Le théâtre est dans la fosse
Pour tous ces personnages, William Kentridge et son co-metteur en scène Luc De Wit assurent une direction d'acteurs convaincante et variée, dans un décor unique où l'éclairage sait ménager des espaces de jeu divers, tantôt intimes, tantôt grandioses. Ceux qui connaissent le travail de Kentridge retrouveront avec plaisir son art du paysage sensible, son goût pour la technique désuète, et la fragilité des choses et des êtres qu'il met en lumière. Si belles que soient ces projections, pourtant, son travail reste cette fois en lisière de l'œuvre mise en scène : en situant son spectacle à l'époque de la Première guerre mondiale, Wozzeck peut faire office de projectionniste de cinéma, image pertinente de l'homme mis au service de la machine ; mais réduire cet opéra à un équivalent musical et théâtral du drame qu'a été la guerre pour Berg comme pour toute sa génération, c'est passer à côté de beaucoup d'éléments qui font la force du livret composé par Berg à partir des fragments de Büchner. Wozzeck (ou Woyzeck, pour revenir à l'orthographe de Büchner), ce ne sont pas les horreurs de la guerre, c'est l'aliénation de l'homme par les contraintes sociales, dont les institutions militaires, en temps de paix, sont une allégorie parlante : le flot d'images issues du folklore de 1914 (les barbelés, les masques à gaz, les gueules cassées) passe à côté de l'essentiel. C'est très beau, mais ce n'est pas ça.
Si on sort enthousiaste de cette représentation, c'est donc d'abord à la musique qu'on le doit. Dans la fosse, Vladimir Jurowski parvient à obtenir l'engagement total de l'Orchestre Philharmonique de Vienne (ce qui, à Salzbourg, n'est pas une mince affaire), pour une lecture très personnelle et stimulante. Sans doute, sa lecture n'a pas peur devant la modernité de Berg, qui ne recule pas devant les sonorités agressives quand cela soutient l'expression. Mais ce que Vladimir Jurowski propose ne se limite pas à cela. Écoutez le dernier interlude : il ne se limite pas à exprimer la violence de ce qui s'est passé dans les scènes précédentes, mais conserve jusque dans le plus extrême volume sonore une humanité pleine d'émotions plurielles.
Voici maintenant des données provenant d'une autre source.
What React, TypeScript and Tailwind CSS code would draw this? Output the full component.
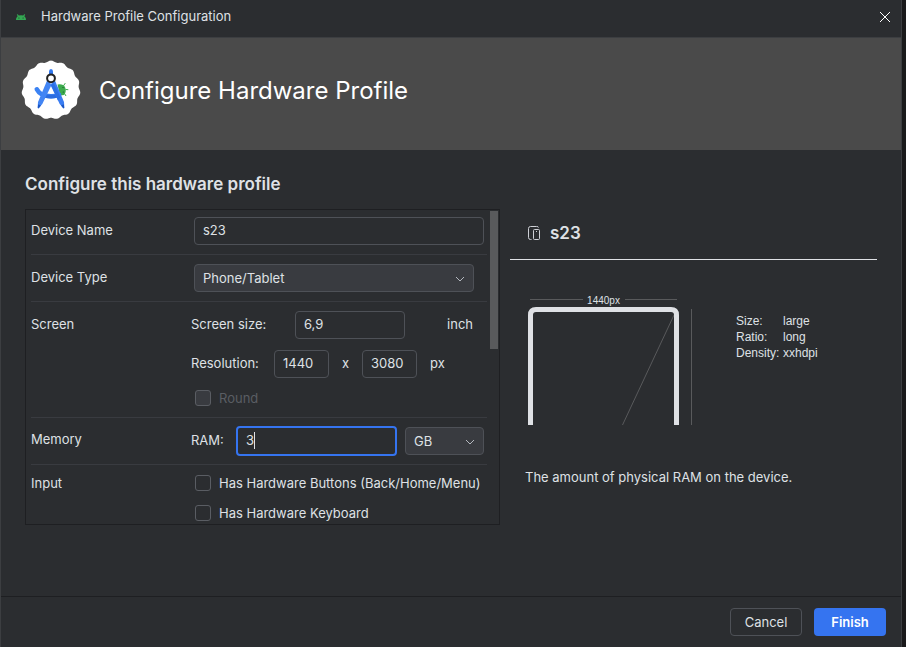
import { useId, type ReactNode } from 'react';

const controlBase =
  'h-7 rounded border border-[#4e5157] px-2 text-[#dfe1e5] outline-none';

function AndroidHead() {
  return (
    <svg className="h-3 w-3" viewBox="0 0 12 12" aria-hidden="true">
      <path
        d="M1 9a5 4.500 0 0 1 1.600-3.800L1.800 3.600l1-.4 1 1.400a6 6 0 0 1 4.400 0l1-1.400 1 .4-.8 1.600A5 4.500 0 0 1 11 9z"
        fill="#33a852"
      />
      <circle cx="3.900" cy="7" r=".6" fill="#2b2d30" />
      <circle cx="8.100" cy="7" r=".6" fill="#2b2d30" />
    </svg>
  );
}

function scallop(cx: number, cy: number, r: number, amp: number, lobes: number) {
  const points: string[] = [];
  for (let i = 0; i < 240; i++) {
    const a = (i / 240) * Math.PI * 2 - Math.PI / 2;
    const rr = r + amp * Math.cos(lobes * (a + Math.PI / 2));
    points.push(`${(cx + rr * Math.cos(a)).toFixed(2)},${(cy + rr * Math.sin(a)).toFixed(2)}`);
  }
  return points.join(' ');
}

function StudioLogo() {
  return (
    <svg className="size-[60px] shrink-0" viewBox="0 0 60 60" aria-hidden="true">
      <polygon points={scallop(30, 30, 28.6, 0.8, 15)} fill="#fff" />
      <path d="M36.500 24.500q5.500-1 7.500 2.500 2 4.500-1 8l-4 .5z" fill="#3dab4e" />
      <path d="M42.500 25.800l1.800-2.700M44.500 29.500l2.800.2M43.500 33.500l1.500 2.500" stroke="#3dab4e" strokeWidth="1" fill="none" />
      <circle cx="42" cy="27.500" r=".6" fill="#174d24" />
      <circle cx="42.300" cy="32" r=".6" fill="#174d24" />
      <path d="M15.800 29.300q3.500 7 14.200 7 5 0 8-1.500" fill="none" stroke="#3b82f3" strokeWidth="4.600" strokeLinecap="round" />
      <path d="M24.500 34.200q5.500 1.300 11 0l1.200 3.300q-6.700 2.200-13.400 0z" fill="#2b6cdf" />
      <path d="M28 11.500q0-2.500 2-2.500t2 2.500V16h-4z" fill="#2f76ee" />
      <path d="M26.500 19.500l4 5.500-9.200 19-3.700 4.300-.9-.8.3-5.500z" fill="#4285f4" />
      <path d="M33.500 19.500l-4 5.500 9.200 19 3.700 4.300.9-.8-.3-5.500z" fill="#3a7df2" />
      <path d="M30 25l2.800-1.800 6.700 14-2.500 3.300z" fill="#2d70e4" />
      <path d="M17.200 44.200l2.800 1.300-2.400 2.900-.9-.4zM42.800 44.200l-2.800 1.300 2.400 2.900.9-.4z" fill="#1a56c4" />
      <circle cx="30" cy="18.300" r="3.900" fill="#fff" stroke="#222" strokeWidth="2" />
    </svg>
  );
}

function Chevron() {
  return (
    <svg
      className="pointer-events-none absolute top-1/2 right-2 h-3 w-3 -translate-y-1/2"
      viewBox="0 0 12 12"
      fill="none"
      stroke="#b4b8bf"
      aria-hidden="true"
    >
      <path d="M2 5 6 9l4-4" />
    </svg>
  );
}

function Select({ label, value, className }: { label: string; value: string; className: string }) {
  return (
    <div className={`relative ${className}`}>
      <select
        aria-label={label}
        defaultValue={value}
        className={`${controlBase} w-full appearance-none bg-[#393b40]`}
      >
        <option>{value}</option>
      </select>
      <Chevron />
    </div>
  );
}

function CheckItem({ label, disabled }: { label: string; disabled?: boolean }) {
  const id = useId();
  return (
    <div className="flex h-4 items-center gap-2 pl-1">
      <input
        id={id}
        type="checkbox"
        disabled={disabled}
        className="size-4 appearance-none rounded-[3px] border border-[#5a5d63] disabled:bg-[#393b40]"
      />
      <label htmlFor={id} className={disabled ? 'whitespace-nowrap text-[#5a5d63]' : 'whitespace-nowrap'}>
        {label}
      </label>
    </div>
  );
}

function Row({ title, className, children }: { title: string; className: string; children: ReactNode }) {
  return (
    <section className={`flex border-b border-[#393b40] last:border-b-0 ${className}`}>
      <h3 className="flex h-[26px] w-40 shrink-0 items-center">{title}</h3>
      <div className="min-w-0 flex-1">{children}</div>
    </section>
  );
}

function HardwareForm() {
  return (
    <form className="mt-[13px] flex h-79 overflow-hidden border border-[#1e1f22] pr-px pl-[5px]">
      <div className="flex-1">
        <Row title="Device Name" className="pt-[7px] pb-[9px]">
          <div className="pr-[3px] pl-[3px]">
            <input aria-label="Device Name" defaultValue="s23" className={`${controlBase} w-full pb-0.5`} />
          </div>
        </Row>
        <Row title="Device Type" className="pt-[9px] pb-[9px]">
          <div className="pr-[13px] pl-[3px]">
            <Select label="Device Type" value="Phone/Tablet" className="w-full" />
          </div>
        </Row>
        <Row title="Screen" className="pt-[9px] pb-[11px]">
          <div className="flex items-center">
            <label htmlFor="size" className="w-26 pb-0.5">Screen size:</label>
            <input id="size" defaultValue="6,9" className={`${controlBase} w-[110px] pb-0.5`} />
            <span className="ml-auto pr-[14px] pb-0.5">inch</span>
          </div>
          <div className="mt-[11px] flex items-center">
            <label htmlFor="width" className="w-[83px] pb-0.5">Resolution:</label>
            <input id="width" defaultValue="1440" className={`${controlBase} w-[55px] pb-0.5`} />
            <span className="w-[33px] pb-0.5 text-center">x</span>
            <input aria-label="Height" defaultValue="3080" className={`${controlBase} w-[55px] pb-0.5`} />
            <span className="ml-[13px] pb-0.5">px</span>
          </div>
          <div className="mt-3">
            <CheckItem label="Round" disabled />
          </div>
        </Row>
        <Row title="Memory" className="pt-2 pb-2">
          <div className="flex items-center">
            <label htmlFor="ram" className="w-[45px] pb-0.5">RAM:</label>
            <div className="relative min-w-0 flex-1">
              <input
                id="ram"
                defaultValue="3"
                className="h-[30px] w-full rounded border-2 border-[#3574f0] px-2 pb-0.5 text-[#dfe1e5] outline-none"
              />
              <span className="absolute top-[6px] left-[18px] h-[17px] w-px bg-[#dfe1e5]" />
            </div>
            <Select label="Memory unit" value="GB" className="mr-[3px] ml-2 w-[79px]" />
          </div>
        </Row>
        <Row title="Input" className="pt-[5px]">
          <div className="flex flex-col gap-[14px] pt-[5px]">
            <CheckItem label="Has Hardware Buttons (Back/Home/Menu)" />
            <CheckItem label="Has Hardware Keyboard" />
          </div>
        </Row>
      </div>
      <div className="ml-[3px] w-2 shrink-0 pt-px">
        <div className="h-[138px] bg-[#595a5c]" />
      </div>
    </form>
  );
}

function ScreenDiagram() {
  return (
    <svg className="h-[130px] w-[165px] shrink-0" viewBox="0 0 165 130" role="img" aria-label="Screen preview">
      <path d="M2 4.500h53M97 4.500h52M163.500 14v116" stroke="#595a5c" fill="none" />
      <text x="75.500" y="9" textAnchor="middle" fill="#dfe1e5" className="font-['Liberation_Sans',Arial,sans-serif] text-[10px]">
        1440px
      </text>
      <path d="M146 20 94.500 130" stroke="#595a5c" />
      <path d="M2.500 130V20q0-5.500 5.500-5.500h135q5.500 0 5.500 5.500v110" fill="none" stroke="#dfe1e5" strokeWidth="5" />
    </svg>
  );
}

function Preview() {
  const stats = [
    ['Size:', 'large'],
    ['Ratio:', 'long'],
    ['Density:', 'xxhdpi'],
  ];
  return (
    <aside className="ml-2.5 min-w-0 flex-1 pt-[49px]">
      <div className="flex items-center gap-2.5 border-b border-[#dfe1e5] pb-[14px] pl-[18px]">
        <svg className="h-3.5 w-3" viewBox="0 0 12 14" fill="none" stroke="#ced0d6" aria-hidden="true">
          <path d="M3.500 13.500h-1q-2 0-2-2v-9q0-2 2-2h6q2 0 2 1" />
          <rect x="5.500" y="3.500" width="6" height="10" rx="1" />
          <path d="M8 5.500h1" />
        </svg>
        <h2 className="text-[17px] leading-6 font-semibold">s23</h2>
      </div>
      <div className="mt-[35px] flex pl-[18px]">
        <ScreenDiagram />
        <dl className="mt-[18px] ml-[43px] grid h-12 grid-cols-[47px_auto] font-['Liberation_Sans',Arial,sans-serif] text-xs leading-4">
          {stats.map(([name, value]) => (
            <div key={name} className="contents">
              <dt>{name}</dt>
              <dd>{value}</dd>
            </div>
          ))}
        </dl>
      </div>
      <p className="mt-[42px] pl-[15px]">The amount of physical RAM on the device.</p>
    </aside>
  );
}

export default function App() {
  return (
    <div className="min-h-screen bg-[#1a1a1b] pr-1 font-[Inter,sans-serif] text-[13px] leading-5 text-[#dfe1e5]">
      <div className="flex min-h-screen flex-col border-x border-[#3c3e41] bg-[#2b2d30]">
        <header className="flex h-[38px] shrink-0 items-center border-b border-[#3c3e41] pr-2.5 pb-1 pl-[14px]">
          <AndroidHead />
          <span className="ml-[14px] pb-0.5">Hardware Profile Configuration</span>
          <button type="button" aria-label="Close" className="ml-auto">
            <svg className="h-3 w-3" viewBox="0 0 12 12" stroke="#fff" aria-hidden="true">
              <path d="m1 1 10 10M11 1 1 11" />
            </svg>
          </button>
        </header>
        <div className="flex h-28 shrink-0 items-center gap-[18px] bg-[#4a4a4a] pb-2 pl-5">
          <StudioLogo />
          <h1 className="pt-0.5 text-2xl text-white">Configure Hardware Profile</h1>
        </div>
        <main className="flex flex-1 px-6 pt-[22px] pb-6">
          <div className="w-[475px] shrink-0">
            <h2 className="text-[17px] leading-6 font-semibold">Configure this hardware profile</h2>
            <HardwareForm />
          </div>
          <Preview />
        </main>
        <footer className="flex h-[51px] shrink-0 justify-end gap-3 border-t border-[#1e1f22] pt-[11px] pr-[15px]">
          <button type="button" className="h-7 w-[72px] rounded border border-[#4e5157]">
            Cancel
          </button>
          <button type="submit" className="h-7 w-[72px] rounded bg-[#3574f0] font-semibold text-white">
            Finish
          </button>
        </footer>
      </div>
    </div>
  );
}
Écoutez la première scène de l'acte III, celle où Marie lit la Bible : la désolation, l'élégie, et plus que tout la tendresse, tout cela dans une même dynamique retenue (avec Asmik Grigorian, la scène est plus émouvante que jamais). Il y a dans cette direction un sens du théâtre admirable, du théâtre fait de vérité humaine et pas de grands gestes.